In all the cases of known systems, when the calling party is not a customer of the same operator that provides the Follow Me Unique Number service, the provider of the Follow Me Unique Number service in fact has no way to change the tariff applied to the calling party on a call by call basis at a given moment toward a given number. Assuming that the Transit Model is used, which maximizes the number of operators with which the Follow Me Unique Number service provider can interoperate, the operator will presumably set the Interconnection Tariff for the number ranges related to Unique Numbers at a value high enough to cover the cost of delivering the call to the recipient in the most expensive case (for example, delivery on a mobile telephone), or at least higher than the statistical average of costs, but it has no way to modify the tariff applied to the calling party when it is possible to reach the recipient on a less expensive terminal. As already noted, this limitation cannot be overcome even by adopting the origination regime, which would entail the additional disadvantage of limiting significantly the number of operators with which it would be possible to interoperate.

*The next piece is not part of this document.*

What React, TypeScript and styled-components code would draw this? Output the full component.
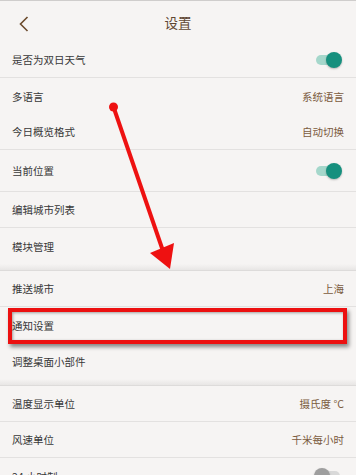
import styled, { createGlobalStyle } from "styled-components";

const GlobalStyle = createGlobalStyle`
  html, body {
    margin: 0;
    padding: 0;
    background: #f6f4f3;
  }
  body {
    font-family: "Noto Sans CJK SC", "Noto Sans", sans-serif;
  }
`;

const Page = styled.div`
  position: relative;
  width: 356px;
  height: 475px;
  overflow: hidden;
  background: #f6f4f3;
  border-top: 1px solid #cfcdcc;
  box-sizing: border-box;
`;

const Header = styled.div`
  height: 41px;
  display: flex;
  align-items: center;
  justify-content: center;
  position: relative;
`;

const BackButton = styled.button`
  position: absolute;
  left: 14px;
  top: 12px;
  width: 20px;
  height: 22px;
  padding: 0;
  border: none;
  background: none;
  display: flex;
  align-items: center;
  justify-content: center;
`;

const Title = styled.div`
  font-size: 13.5px;
  color: #5f4632;
`;

const Row = styled.div<{ height?: number; divider?: boolean }>`
  height: ${({ height }) => height ?? 36}px;
  display: flex;
  align-items: center;
  justify-content: space-between;
  padding: 0 12px;
  box-sizing: border-box;
  border-bottom: ${({ divider }) => (divider ? "1px solid #e3e1e0" : "none")};
`;

const Label = styled.span`
  font-size: 10.5px;
  color: #383838;
`;

const Value = styled.span`
  font-size: 10.5px;
  color: #7b5b3e;
`;

const GroupGap = styled.div`
  height: 6px;
  background: linear-gradient(#f6f4f3, #e8e6e5);
  border-bottom: 1px solid #dddbda;
`;

const Track = styled.div<{ on: boolean }>`
  position: relative;
  width: 24px;
  height: 10px;
  border-radius: 5px;
  margin-right: 4px;
  background: ${({ on }) => (on ? "#a5d7cb" : "#d9d9d9")};
`;

const Thumb = styled.div<{ on: boolean }>`
  position: absolute;
  top: -3px;
  left: ${({ on }) => (on ? "10px" : "-2px")};
  width: 16px;
  height: 16px;
  border-radius: 50%;
  background: ${({ on }) => (on ? "#16907e" : "#9e9e9e")};
  box-shadow: 0 1px 2px rgba(0, 0, 0, 0.25);
`;

const Overlay = styled.svg`
  position: absolute;
  left: 0;
  top: 0;
  pointer-events: none;
`;

const Highlight = styled.div`
  position: absolute;
  left: 8px;
  top: 307px;
  width: 339px;
  height: 36px;
  border: 4px solid #ec1010;
  box-sizing: border-box;
  box-shadow: 2px 3px 4px rgba(0, 0, 0, 0.45), inset 1px 1px 3px rgba(0, 0, 0, 0.35);
`;

const Toggle = ({ on }: { on: boolean }) => (
  <Track on={on}>
    <Thumb on={on} />
  </Track>
);

export default function App() {
  return (
    <Page>
      <GlobalStyle />
      <Header>
        <BackButton>
          <svg width="12" height="18" viewBox="0 0 12 18">
            <path d="M9.5 2 L2.5 9 L9.5 16" fill="none" stroke="#6b4a2c" strokeWidth="1.6" />
          </svg>
        </BackButton>
        <Title>设置</Title>
      </Header>

      <Row divider>
        <Label>是否为双日天气</Label>
        <Toggle on />
      </Row>
      <Row>
        <Label>多语言</Label>
        <Value>系统语言</Value>
      </Row>
      <Row divider>
        <Label>今日概览格式</Label>
        <Value>自动切换</Value>
      </Row>
      <Row divider height={42}>
        <Label>当前位置</Label>
        <Toggle on />
      </Row>
      <Row divider>
        <Label>编辑城市列表</Label>
      </Row>
      <Row>
        <Label>模块管理</Label>
      </Row>
      <GroupGap />

      <Row divider>
        <Label>推送城市</Label>
        <Value>上海</Value>
      </Row>
      <Row>
        <Label>通知设置</Label>
      </Row>
      <Row>
        <Label>调整桌面小部件</Label>
      </Row>
      <GroupGap />

      <Row divider>
        <Label>温度显示单位</Label>
        <Value>摄氏度 °C</Value>
      </Row>
      <Row divider>
        <Label>风速单位</Label>
        <Value>千米每小时</Value>
      </Row>
      <Row>
        <Label>24 小时制</Label>
        <Toggle on={false} />
      </Row>

      <Highlight />
      <Overlay width="356" height="475" viewBox="0 0 356 475">
        <circle cx="113.5" cy="106" r="4.5" fill="#ee1111" />
        <line x1="113.5" y1="106" x2="163" y2="250" stroke="#ee1111" strokeWidth="4" />
        <polygon points="150,252 174,242 170,268" fill="#ee1111" />
      </Overlay>
    </Page>
  );
}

One possible solution to this problem and in general to the problem of affecting the tariff applied by a third-party operator to contact one's own clients, on a call by call basis, is to implement this function in the mechanisms for interconnection among operators.
However, this would require an agreement among all the Operators which intend to provide this service to each other and would require implementing the function itself.
It is therefore necessary to improve the known system for the management of telecommunication services with particular regard to tariffing in order to make it more flexible as well as effective and inexpensive.